-- PROVIDED DATA start --

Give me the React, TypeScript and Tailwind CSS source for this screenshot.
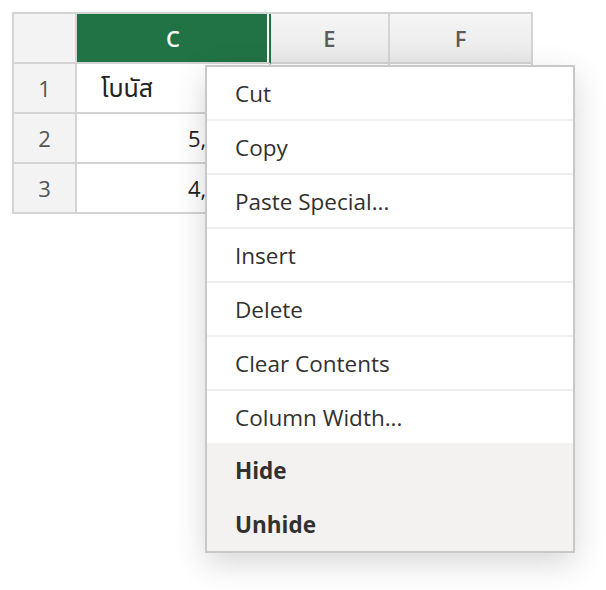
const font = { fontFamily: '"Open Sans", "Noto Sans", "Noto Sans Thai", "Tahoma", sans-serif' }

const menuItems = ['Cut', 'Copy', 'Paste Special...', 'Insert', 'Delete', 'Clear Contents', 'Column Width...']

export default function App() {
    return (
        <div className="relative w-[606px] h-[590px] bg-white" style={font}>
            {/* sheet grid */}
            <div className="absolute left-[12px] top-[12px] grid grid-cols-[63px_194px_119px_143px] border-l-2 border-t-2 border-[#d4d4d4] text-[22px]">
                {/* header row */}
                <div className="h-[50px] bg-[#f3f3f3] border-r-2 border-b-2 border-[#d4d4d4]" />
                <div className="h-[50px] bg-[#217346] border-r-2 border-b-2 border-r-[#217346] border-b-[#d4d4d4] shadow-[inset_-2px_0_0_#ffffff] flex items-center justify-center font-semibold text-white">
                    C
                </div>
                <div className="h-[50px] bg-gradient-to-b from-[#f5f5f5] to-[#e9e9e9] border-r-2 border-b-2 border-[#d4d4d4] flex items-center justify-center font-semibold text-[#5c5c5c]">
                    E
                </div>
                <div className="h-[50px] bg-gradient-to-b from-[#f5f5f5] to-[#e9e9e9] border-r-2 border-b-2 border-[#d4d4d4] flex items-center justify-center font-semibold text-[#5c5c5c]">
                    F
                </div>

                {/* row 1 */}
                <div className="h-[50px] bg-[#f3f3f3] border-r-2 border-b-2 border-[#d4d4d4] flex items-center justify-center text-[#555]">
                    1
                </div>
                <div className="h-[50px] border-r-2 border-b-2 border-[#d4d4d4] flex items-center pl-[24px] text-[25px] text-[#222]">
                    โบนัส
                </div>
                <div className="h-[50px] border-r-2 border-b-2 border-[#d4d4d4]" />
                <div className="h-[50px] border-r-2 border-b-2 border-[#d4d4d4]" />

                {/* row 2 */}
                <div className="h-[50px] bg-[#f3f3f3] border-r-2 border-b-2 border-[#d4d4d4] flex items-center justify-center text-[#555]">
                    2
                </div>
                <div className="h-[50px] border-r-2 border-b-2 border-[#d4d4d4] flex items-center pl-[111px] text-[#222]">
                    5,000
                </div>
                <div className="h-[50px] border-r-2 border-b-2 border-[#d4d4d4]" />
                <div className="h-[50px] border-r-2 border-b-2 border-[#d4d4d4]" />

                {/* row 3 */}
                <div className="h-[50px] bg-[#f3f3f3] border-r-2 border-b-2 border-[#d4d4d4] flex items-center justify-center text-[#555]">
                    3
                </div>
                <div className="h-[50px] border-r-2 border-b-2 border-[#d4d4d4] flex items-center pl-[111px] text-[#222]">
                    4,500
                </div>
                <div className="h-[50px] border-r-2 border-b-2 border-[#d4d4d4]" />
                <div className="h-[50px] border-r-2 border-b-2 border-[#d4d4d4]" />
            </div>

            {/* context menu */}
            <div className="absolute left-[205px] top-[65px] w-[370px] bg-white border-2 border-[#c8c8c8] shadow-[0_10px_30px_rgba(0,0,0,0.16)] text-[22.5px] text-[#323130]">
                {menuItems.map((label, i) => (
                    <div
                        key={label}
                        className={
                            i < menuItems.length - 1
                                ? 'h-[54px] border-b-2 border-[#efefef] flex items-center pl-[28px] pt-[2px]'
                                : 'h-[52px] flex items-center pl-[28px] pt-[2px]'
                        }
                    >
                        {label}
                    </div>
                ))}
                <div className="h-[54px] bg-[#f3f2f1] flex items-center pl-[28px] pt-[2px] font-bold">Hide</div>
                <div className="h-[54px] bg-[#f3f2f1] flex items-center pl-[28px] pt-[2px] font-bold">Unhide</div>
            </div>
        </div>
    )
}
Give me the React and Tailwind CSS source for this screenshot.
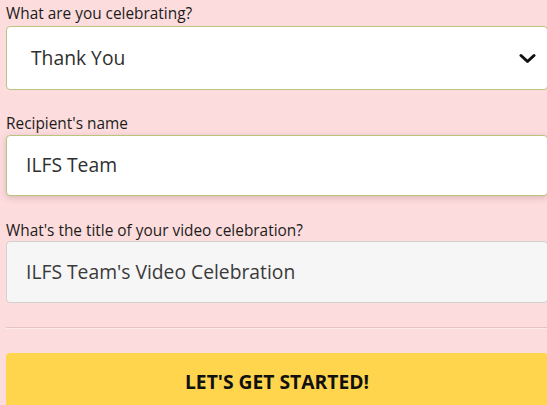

-- PROVIDED DATA end --

### WORK TO COMPLETE
Pick out every line holding the string "Give" and return it.

### THE OUTPUT
Give me the React, TypeScript and Tailwind CSS source for this screenshot.
Give me the React and Tailwind CSS source for this screenshot.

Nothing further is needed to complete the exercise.